A melancholy ending to such a bittersweet poem. The last line really voices the familiar ache that one feels when single and without someone to love and care for them. I definitely can relate lol.
Overall this was such a beautiful and well written piece, evoking emotions of longing, heartache, and yearning for someone to hold close. They sit in their LA class, distracted from their work, as day dreams of a particular man floods their imagination; first taking place in a beautiful field during a rainy night, and then on the shore of a sandy beach. Your writing really made me feel for the character, vividly describing the scenery, sounds, and emotions of the main character, allowing the reader to perfectly picture what's going on. I enjoyed reading every line, and reviewing was such a treat! Fabulously well done! <3
Thank you so much! This is actually me in LA...in such a daydreamer! Thanks sir inks for your wonderful review!!!

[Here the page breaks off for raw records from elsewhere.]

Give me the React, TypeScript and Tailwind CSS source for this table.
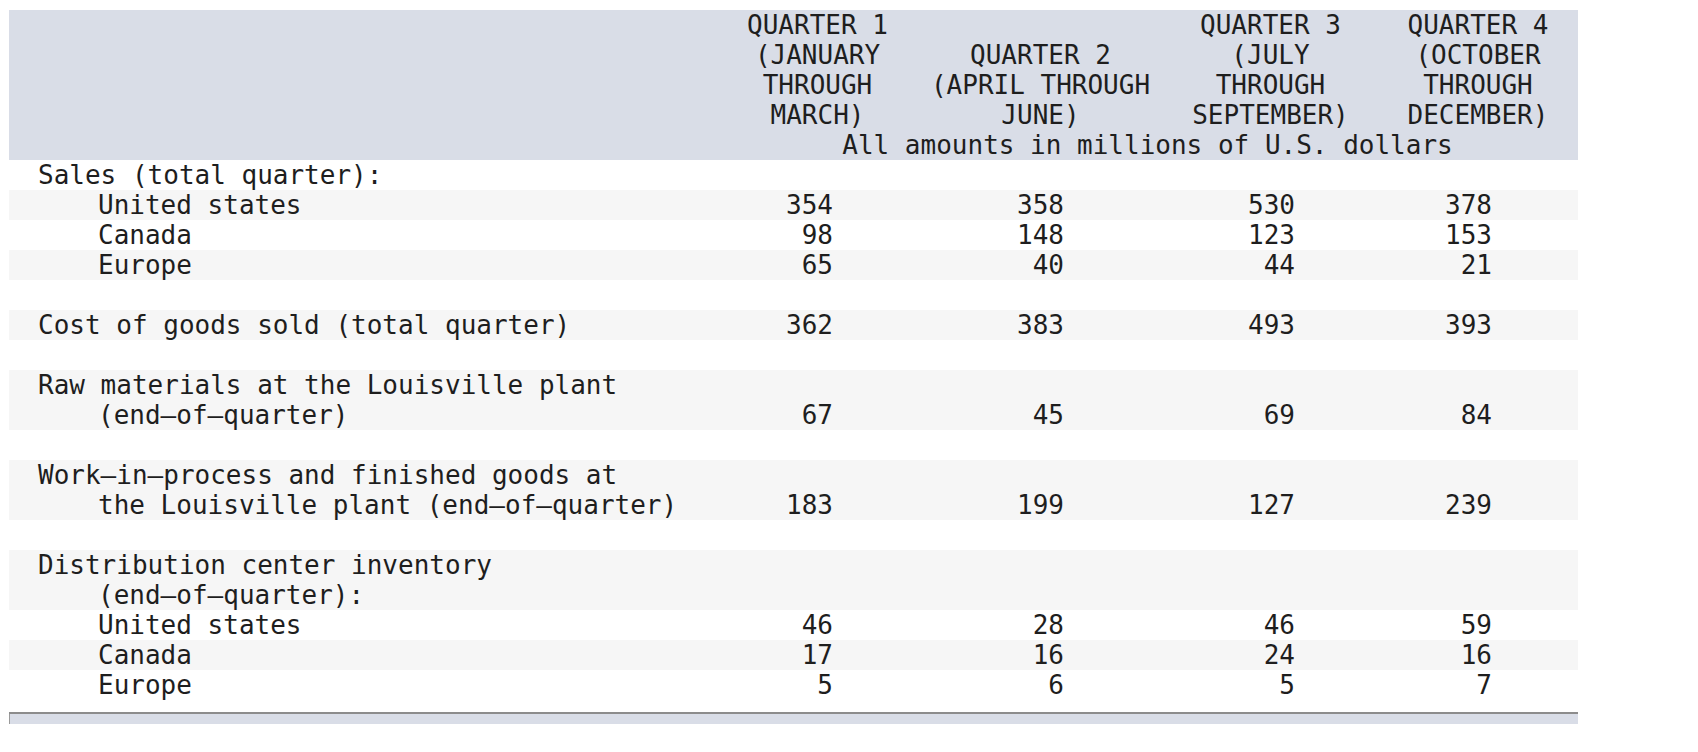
type Row = {
  lines: string[];
  indent?: boolean;
  subIndent?: boolean;
  values?: string[];
};

const rows: Row[] = [
  { lines: ["Sales (total quarter):"] },
  { lines: ["United states"], indent: true, values: ["354", "358", "530", "378"] },
  { lines: ["Canada"], indent: true, values: ["98", "148", "123", "153"] },
  { lines: ["Europe"], indent: true, values: ["65", "40", "44", "21"] },
  { lines: [""] },
  { lines: ["Cost of goods sold (total quarter)"], values: ["362", "383", "493", "393"] },
  { lines: [""] },
  {
    lines: ["Raw materials at the Louisville plant", "(end–of–quarter)"],
    subIndent: true,
    values: ["67", "45", "69", "84"],
  },
  { lines: [""] },
  {
    lines: ["Work–in–process and finished goods at", "the Louisville plant (end–of–quarter)"],
    subIndent: true,
    values: ["183", "199", "127", "239"],
  },
  { lines: [""] },
  {
    lines: ["Distribution center inventory", "(end–of–quarter):"],
    subIndent: true,
  },
  { lines: ["United states"], indent: true, values: ["46", "28", "46", "59"] },
  { lines: ["Canada"], indent: true, values: ["17", "16", "24", "16"] },
  { lines: ["Europe"], indent: true, values: ["5", "6", "5", "7"] },
];

const numPad = ["pr-[85px]", "pr-[99px]", "pr-[83px]", "pr-[86px]"];

const App = () => {
  return (
    <div className="min-h-screen bg-white pt-[10px] pl-[9px] font-['DejaVu_Sans_Mono',monospace] text-[26px] leading-[30px] text-[#1e1e1e]">
      <table className="table-fixed border-collapse w-[1569px]">
        <colgroup>
          <col className="w-[708px]" />
          <col className="w-[201px]" />
          <col className="w-[245px]" />
          <col className="w-[215px]" />
          <col className="w-[200px]" />
        </colgroup>
        <thead className="bg-[#d9dde7]">
          <tr>
            <th rowSpan={2} className="p-0"></th>
            <th className="p-0 font-normal text-center align-bottom">
              QUARTER 1<br />(JANUARY<br />THROUGH<br />MARCH)
            </th>
            <th className="p-0 font-normal text-center align-bottom">
              QUARTER 2<br />(APRIL THROUGH<br />JUNE)
            </th>
            <th className="p-0 font-normal text-center align-bottom">
              QUARTER 3<br />(JULY<br />THROUGH<br />SEPTEMBER)
            </th>
            <th className="p-0 font-normal text-center align-bottom">
              QUARTER 4<br />(OCTOBER<br />THROUGH<br />DECEMBER)
            </th>
          </tr>
          <tr>
            <th colSpan={4} className="p-0 font-normal text-center">
              All amounts in millions of U.S. dollars
            </th>
          </tr>
        </thead>
        <tbody>
          {rows.map((row, i) => (
            <tr key={i} className={i % 2 === 1 ? "bg-[#f6f6f6]" : "bg-white"}>
              <td className={`p-0 align-top ${row.indent ? "pl-[89px]" : "pl-[29px]"}`}>
                {row.lines.map((line, j) => (
                  <div key={j} className={`h-[30px] whitespace-pre ${row.subIndent && j > 0 ? "pl-[60px]" : ""}`}>
                    {line}
                  </div>
                ))}
              </td>
              {[0, 1, 2, 3].map((c) => (
                <td key={c} className={`p-0 text-right align-bottom ${numPad[c]}`}>
                  {row.values ? row.values[c] : ""}
                </td>
              ))}
            </tr>
          ))}
        </tbody>
      </table>
      <div className="mt-[12px] w-[1569px] border-t-2 border-[#8c8c8c]">
        <div className="h-[10px] bg-[#d9dde7] border-l border-[#9a9a9a]"></div>
      </div>
    </div>
  );
};

export default App;
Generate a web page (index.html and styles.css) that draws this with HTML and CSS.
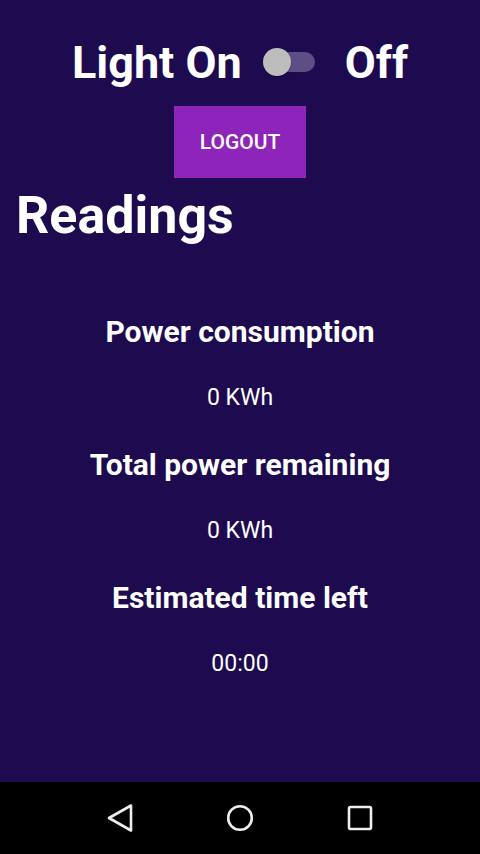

Hello, cats! Happy Review Month! Valkyria here to leave a short review for your work. Let's get into it:
As soon as I read the title and the blurb, I clicked on this right away, because yes, I am a daydreamer. I relate to this on such a deep level. I spend an unhealthy amount of time daydreaming when I'm supposed to be paying attention. I even do it in bed (which is probably contributing to my poor sleep schedule). While most of my imaginations aren't about romance, there are times when I will dream about the perfect man; planning my wedding lol. The romance in the poem is really sweet and cute. I feel like it's universal to dream about a romantic moment in a field of flowers. And reality "shattering the happiness" is so real, so disappointing. I agree with the last two lines, wishing daydreams were the actual reality.
Really enjoyed the poem! You captured the essence of daydreamers everywhere!
Thank you! I so relate to you. I daydream everywhere; on car rides, on bed, at recess, in the hallway, in MATH.
Thanks for the review and I'm so glad you enjoyed!!!!!!
I get daydreamers; that's where I get all these poems and stories from; my crazed overthinking mind!